Does this seem legit to you others? It seems that this calculation only requires repeated applying of an operator on a state, similar to a matrix-vector multiplication in finite dimensions, which is much less computationally intensive than normal solution of an eigenvalue problem. I haven't been studying every possible way of solving quantum eigenvalue problems recently, to be able to see how large an improvement this is to existing methods.

Last edited:
gentzen
The method seem plausible to me. The previous methods either worked with polynomials, favoring the highest eigenvalues, or with exponentials, favoring lowest eigenvalues. The method of the paper basically creates a peak in a density function over eigenvalues at a non-zero finite value of the energy, so it should blow up the components nearest the peak value. I'm not generally familiar with these techniques but I imagine the degeneracy of eigenvalues is difficult to detect.

topsquark
This is a good paper, with well explained, elaborated, and numerically tested new ideas. The main advantage is that it avoids the need for (shifted) inverse operations. What is needed is a symmetric (or Hermitian) matrix (or operator), and a good enough estimation of its smallest and biggest eigenvalue. Let me explain why: an estimation of the smallest eigenvalue is needed, because the function ##E \exp(-E/E_p)## is nicely bounded for positive ##E## with a peak at ##E_p##, but is unbounded for negative ##E## and grows (or rather falls) quickly. An estimation of the largest eigenvalue is needed, because the natural number ##M## in the approximation ##E\exp(-E/E_p) \approx E (1-E/(E_pM))^M## should better be choosen such that ##E_pM \geq E_N##, where ##E_N## is the largest eigenvalue.
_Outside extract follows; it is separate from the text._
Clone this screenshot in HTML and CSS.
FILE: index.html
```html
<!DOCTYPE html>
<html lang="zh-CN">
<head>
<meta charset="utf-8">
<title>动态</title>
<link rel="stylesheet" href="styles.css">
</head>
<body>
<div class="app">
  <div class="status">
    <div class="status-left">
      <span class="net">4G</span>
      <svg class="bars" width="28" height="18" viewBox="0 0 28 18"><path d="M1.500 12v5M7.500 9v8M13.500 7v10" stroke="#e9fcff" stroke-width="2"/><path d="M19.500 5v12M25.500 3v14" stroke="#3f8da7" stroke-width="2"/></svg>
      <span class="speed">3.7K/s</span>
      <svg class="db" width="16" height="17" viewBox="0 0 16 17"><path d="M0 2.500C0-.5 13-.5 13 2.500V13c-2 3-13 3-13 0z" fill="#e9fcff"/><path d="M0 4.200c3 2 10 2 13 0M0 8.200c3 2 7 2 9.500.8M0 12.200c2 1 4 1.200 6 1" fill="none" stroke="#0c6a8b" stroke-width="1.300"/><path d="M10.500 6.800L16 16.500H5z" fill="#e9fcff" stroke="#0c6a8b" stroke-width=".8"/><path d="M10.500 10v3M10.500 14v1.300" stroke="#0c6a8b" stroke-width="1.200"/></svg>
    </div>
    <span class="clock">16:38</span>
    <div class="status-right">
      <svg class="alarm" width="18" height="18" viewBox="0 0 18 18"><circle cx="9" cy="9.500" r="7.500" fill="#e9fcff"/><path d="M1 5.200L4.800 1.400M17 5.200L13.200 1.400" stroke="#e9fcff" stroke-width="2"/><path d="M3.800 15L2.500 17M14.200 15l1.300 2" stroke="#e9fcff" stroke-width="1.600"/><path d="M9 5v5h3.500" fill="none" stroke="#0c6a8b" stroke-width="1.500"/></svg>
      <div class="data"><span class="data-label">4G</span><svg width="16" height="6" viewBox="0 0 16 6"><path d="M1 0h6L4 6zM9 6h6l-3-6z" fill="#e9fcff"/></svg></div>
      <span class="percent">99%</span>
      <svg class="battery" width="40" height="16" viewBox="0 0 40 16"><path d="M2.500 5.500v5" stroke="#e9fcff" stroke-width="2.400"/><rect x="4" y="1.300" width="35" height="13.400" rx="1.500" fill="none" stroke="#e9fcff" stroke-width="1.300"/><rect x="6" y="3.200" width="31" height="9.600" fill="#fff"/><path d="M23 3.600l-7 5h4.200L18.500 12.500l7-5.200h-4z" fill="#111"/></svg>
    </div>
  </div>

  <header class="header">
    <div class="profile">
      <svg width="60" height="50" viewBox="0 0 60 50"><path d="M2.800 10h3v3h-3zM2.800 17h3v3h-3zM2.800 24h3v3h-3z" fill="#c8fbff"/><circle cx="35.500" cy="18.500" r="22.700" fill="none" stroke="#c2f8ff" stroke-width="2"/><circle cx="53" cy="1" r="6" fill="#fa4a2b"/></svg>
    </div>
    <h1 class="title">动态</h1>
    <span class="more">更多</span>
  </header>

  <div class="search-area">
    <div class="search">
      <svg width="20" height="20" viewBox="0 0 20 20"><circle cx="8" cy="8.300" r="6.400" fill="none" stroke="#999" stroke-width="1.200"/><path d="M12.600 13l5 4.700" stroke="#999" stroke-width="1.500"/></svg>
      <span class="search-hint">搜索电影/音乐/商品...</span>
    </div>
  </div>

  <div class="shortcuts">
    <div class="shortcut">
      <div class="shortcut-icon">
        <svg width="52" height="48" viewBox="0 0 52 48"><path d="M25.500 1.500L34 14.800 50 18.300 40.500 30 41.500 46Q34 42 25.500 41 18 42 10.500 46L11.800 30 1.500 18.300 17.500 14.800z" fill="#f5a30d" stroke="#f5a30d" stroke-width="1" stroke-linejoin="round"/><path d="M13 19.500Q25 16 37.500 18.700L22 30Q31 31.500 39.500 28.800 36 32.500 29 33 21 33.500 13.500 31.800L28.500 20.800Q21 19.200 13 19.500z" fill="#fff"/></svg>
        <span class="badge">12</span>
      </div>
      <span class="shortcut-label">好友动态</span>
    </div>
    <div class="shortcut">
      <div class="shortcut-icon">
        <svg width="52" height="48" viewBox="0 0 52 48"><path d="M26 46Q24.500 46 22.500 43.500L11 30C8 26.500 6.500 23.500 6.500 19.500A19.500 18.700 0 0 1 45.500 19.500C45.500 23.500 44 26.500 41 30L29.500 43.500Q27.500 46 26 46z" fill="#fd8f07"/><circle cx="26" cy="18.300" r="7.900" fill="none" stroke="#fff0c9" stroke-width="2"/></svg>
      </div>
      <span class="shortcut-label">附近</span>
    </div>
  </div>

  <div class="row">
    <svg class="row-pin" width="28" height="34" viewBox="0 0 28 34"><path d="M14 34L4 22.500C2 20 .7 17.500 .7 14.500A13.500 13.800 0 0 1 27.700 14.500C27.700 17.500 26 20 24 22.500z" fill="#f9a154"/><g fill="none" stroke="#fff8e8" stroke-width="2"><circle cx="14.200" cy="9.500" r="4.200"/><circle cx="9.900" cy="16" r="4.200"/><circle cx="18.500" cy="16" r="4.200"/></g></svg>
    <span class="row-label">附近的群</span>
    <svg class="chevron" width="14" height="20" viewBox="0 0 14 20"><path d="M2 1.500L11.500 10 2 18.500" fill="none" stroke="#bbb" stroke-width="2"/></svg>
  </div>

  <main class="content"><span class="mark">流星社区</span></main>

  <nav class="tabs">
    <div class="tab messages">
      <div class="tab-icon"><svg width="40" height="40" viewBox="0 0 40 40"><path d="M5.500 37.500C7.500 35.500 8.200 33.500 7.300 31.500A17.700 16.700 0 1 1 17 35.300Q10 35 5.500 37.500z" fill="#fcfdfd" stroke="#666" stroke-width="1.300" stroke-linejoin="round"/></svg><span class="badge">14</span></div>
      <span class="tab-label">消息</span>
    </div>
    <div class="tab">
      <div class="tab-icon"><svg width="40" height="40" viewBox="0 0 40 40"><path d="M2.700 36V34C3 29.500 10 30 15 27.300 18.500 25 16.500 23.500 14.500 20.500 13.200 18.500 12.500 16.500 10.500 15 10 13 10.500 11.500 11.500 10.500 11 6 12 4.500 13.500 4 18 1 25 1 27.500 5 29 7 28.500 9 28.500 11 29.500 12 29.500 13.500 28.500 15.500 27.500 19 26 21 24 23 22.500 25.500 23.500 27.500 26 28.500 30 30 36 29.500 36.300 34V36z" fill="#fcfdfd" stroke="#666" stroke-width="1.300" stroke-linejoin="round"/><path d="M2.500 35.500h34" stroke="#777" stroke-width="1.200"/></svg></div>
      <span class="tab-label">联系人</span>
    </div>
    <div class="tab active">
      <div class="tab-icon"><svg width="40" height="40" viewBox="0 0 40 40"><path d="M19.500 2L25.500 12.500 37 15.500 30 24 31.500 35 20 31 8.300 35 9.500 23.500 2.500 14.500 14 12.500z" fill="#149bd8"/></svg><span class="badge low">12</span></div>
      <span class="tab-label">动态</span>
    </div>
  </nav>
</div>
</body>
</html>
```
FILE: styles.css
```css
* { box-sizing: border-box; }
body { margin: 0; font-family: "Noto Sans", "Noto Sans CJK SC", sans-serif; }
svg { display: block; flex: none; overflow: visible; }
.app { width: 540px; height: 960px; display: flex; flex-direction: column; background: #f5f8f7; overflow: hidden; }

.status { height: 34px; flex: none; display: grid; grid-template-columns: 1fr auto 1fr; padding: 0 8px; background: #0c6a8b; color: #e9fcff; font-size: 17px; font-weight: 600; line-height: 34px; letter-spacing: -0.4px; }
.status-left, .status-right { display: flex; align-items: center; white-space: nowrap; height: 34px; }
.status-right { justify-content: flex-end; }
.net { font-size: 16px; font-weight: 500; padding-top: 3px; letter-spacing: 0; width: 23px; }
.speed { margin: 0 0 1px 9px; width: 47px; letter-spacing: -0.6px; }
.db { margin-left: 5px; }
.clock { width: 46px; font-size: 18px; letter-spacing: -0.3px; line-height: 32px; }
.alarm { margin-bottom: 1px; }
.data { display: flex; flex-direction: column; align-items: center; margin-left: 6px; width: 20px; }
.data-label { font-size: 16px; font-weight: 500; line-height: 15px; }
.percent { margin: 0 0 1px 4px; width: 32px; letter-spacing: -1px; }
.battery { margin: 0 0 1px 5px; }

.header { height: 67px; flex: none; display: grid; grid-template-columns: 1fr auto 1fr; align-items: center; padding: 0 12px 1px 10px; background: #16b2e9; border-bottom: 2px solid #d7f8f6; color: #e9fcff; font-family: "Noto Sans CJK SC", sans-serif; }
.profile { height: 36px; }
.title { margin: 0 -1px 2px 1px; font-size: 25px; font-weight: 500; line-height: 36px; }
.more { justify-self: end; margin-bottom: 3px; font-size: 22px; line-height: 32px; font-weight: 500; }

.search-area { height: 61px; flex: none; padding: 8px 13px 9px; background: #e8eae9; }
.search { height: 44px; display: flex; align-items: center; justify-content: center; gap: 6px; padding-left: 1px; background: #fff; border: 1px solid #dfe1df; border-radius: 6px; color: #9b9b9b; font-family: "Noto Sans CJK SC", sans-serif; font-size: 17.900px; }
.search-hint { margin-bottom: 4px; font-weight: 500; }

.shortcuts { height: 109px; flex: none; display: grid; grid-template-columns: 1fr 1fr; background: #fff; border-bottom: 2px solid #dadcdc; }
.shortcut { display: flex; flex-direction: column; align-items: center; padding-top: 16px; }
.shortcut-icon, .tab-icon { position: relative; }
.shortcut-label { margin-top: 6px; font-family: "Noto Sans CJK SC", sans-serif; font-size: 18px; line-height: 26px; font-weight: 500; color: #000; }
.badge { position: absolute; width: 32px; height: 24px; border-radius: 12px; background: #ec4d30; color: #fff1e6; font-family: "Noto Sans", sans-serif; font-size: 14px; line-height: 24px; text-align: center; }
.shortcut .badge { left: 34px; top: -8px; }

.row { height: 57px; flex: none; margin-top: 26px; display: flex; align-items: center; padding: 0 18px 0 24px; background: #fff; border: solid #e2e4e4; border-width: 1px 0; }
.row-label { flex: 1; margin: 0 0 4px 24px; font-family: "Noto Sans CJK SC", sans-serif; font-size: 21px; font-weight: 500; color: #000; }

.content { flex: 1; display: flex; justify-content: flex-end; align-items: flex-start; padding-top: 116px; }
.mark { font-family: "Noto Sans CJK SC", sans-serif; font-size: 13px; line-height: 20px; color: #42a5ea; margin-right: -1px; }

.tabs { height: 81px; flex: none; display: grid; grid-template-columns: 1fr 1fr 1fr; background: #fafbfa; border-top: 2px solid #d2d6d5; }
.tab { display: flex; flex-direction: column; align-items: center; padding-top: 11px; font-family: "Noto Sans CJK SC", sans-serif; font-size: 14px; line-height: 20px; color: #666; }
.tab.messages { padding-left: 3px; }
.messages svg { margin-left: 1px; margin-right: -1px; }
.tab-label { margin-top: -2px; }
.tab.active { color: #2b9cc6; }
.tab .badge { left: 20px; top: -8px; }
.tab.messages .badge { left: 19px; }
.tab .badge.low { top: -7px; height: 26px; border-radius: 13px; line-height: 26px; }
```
Because the smallest and biggest eigenvalue can be estimated by the normal power method, the main limitation of this method is that it only works for matrices (or operators) with real eigenvalues. And its convergence might be slower than the shifted inverse power method. But in cases where (shifted) inverse operations are only available at high computational cost, it could still win in practice.